Data segment:
begin
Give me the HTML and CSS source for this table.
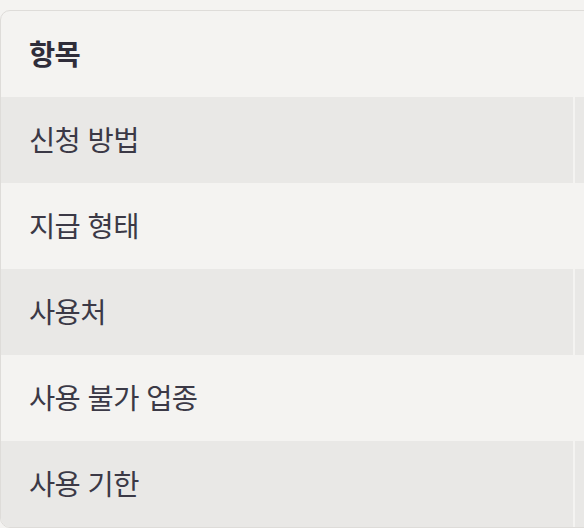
FILE: index.html
```html
<!DOCTYPE html>
<html lang="ko">
<head>
<meta charset="utf-8">
<link rel="stylesheet" href="styles.css">
</head>
<body>
<div class="viewport">
  <div class="table-wrap">
    <table class="table">
      <thead>
        <tr><th class="cell">항목</th><th class="cell next"></th></tr>
      </thead>
      <tbody>
        <tr class="odd"><td class="cell">신청 방법</td><td class="cell next"></td></tr>
        <tr><td class="cell">지급 형태</td><td class="cell next"></td></tr>
        <tr class="odd"><td class="cell">사용처</td><td class="cell next"></td></tr>
        <tr><td class="cell">사용 불가 업종</td><td class="cell next"></td></tr>
        <tr class="odd"><td class="cell">사용 기한</td><td class="cell next"></td></tr>
      </tbody>
    </table>
  </div>
</div>
</body>
</html>
```

FILE: styles.css
```css
html, body {
  margin: 0;
  padding: 0;
  background: #f4f3f1;
}
body {
  font-family: "Noto Sans CJK KR", "Noto Sans", sans-serif;
  color: #3b3946;
}
.viewport {
  width: 584px;
  height: 528px;
  overflow: hidden;
  padding-top: 10px;
  box-sizing: border-box;
}
.table-wrap {
  width: 900px;
  border: 1px solid #dedcd9;
  border-radius: 10px;
  overflow: hidden;
  background: #f4f3f1;
}
.table {
  border-collapse: collapse;
  width: 100%;
}
.cell {
  height: 86px;
  padding: 0 0 2px 28px;
  box-sizing: border-box;
  text-align: left;
  vertical-align: middle;
  font-size: 28.5px;
  font-weight: 400;
  letter-spacing: -0.6px;
  line-height: 1;
  width: 573px;
  border-right: 2px solid #f4f3f1;
}
th.cell {
  font-weight: 700;
  color: #2f2d3a;
}
.cell.next {
  width: auto;
  border-right: none;
}
.odd {
  background: #e9e8e6;
}
```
end
The task:
Give every line back word for word and leave the pictures out.

Exercise response:
Give me the HTML and CSS source for this table.
FILE: index.html
```html
<!DOCTYPE html>
<html lang="ko">
<head>
<meta charset="utf-8">
<link rel="stylesheet" href="styles.css">
</head>
<body>
<div class="viewport">
  <div class="table-wrap">
    <table class="table">
      <thead>
        <tr><th class="cell">항목</th><th class="cell next"></th></tr>
      </thead>
      <tbody>
        <tr class="odd"><td class="cell">신청 방법</td><td class="cell next"></td></tr>
        <tr><td class="cell">지급 형태</td><td class="cell next"></td></tr>
        <tr class="odd"><td class="cell">사용처</td><td class="cell next"></td></tr>
        <tr><td class="cell">사용 불가 업종</td><td class="cell next"></td></tr>
        <tr class="odd"><td class="cell">사용 기한</td><td class="cell next"></td></tr>
      </tbody>
    </table>
  </div>
</div>
</body>
</html>
```

FILE: styles.css
```css
html, body {
  margin: 0;
  padding: 0;
  background: #f4f3f1;
}
body {
  font-family: "Noto Sans CJK KR", "Noto Sans", sans-serif;
  color: #3b3946;
}
.viewport {
  width: 584px;
  height: 528px;
  overflow: hidden;
  padding-top: 10px;
  box-sizing: border-box;
}
.table-wrap {
  width: 900px;
  border: 1px solid #dedcd9;
  border-radius: 10px;
  overflow: hidden;
  background: #f4f3f1;
}
.table {
  border-collapse: collapse;
  width: 100%;
}
.cell {
  height: 86px;
  padding: 0 0 2px 28px;
  box-sizing: border-box;
  text-align: left;
  vertical-align: middle;
  font-size: 28.5px;
  font-weight: 400;
  letter-spacing: -0.6px;
  line-height: 1;
  width: 573px;
  border-right: 2px solid #f4f3f1;
}
th.cell {
  font-weight: 700;
  color: #2f2d3a;
}
.cell.next {
  width: auto;
  border-right: none;
}
.odd {
  background: #e9e8e6;
}
```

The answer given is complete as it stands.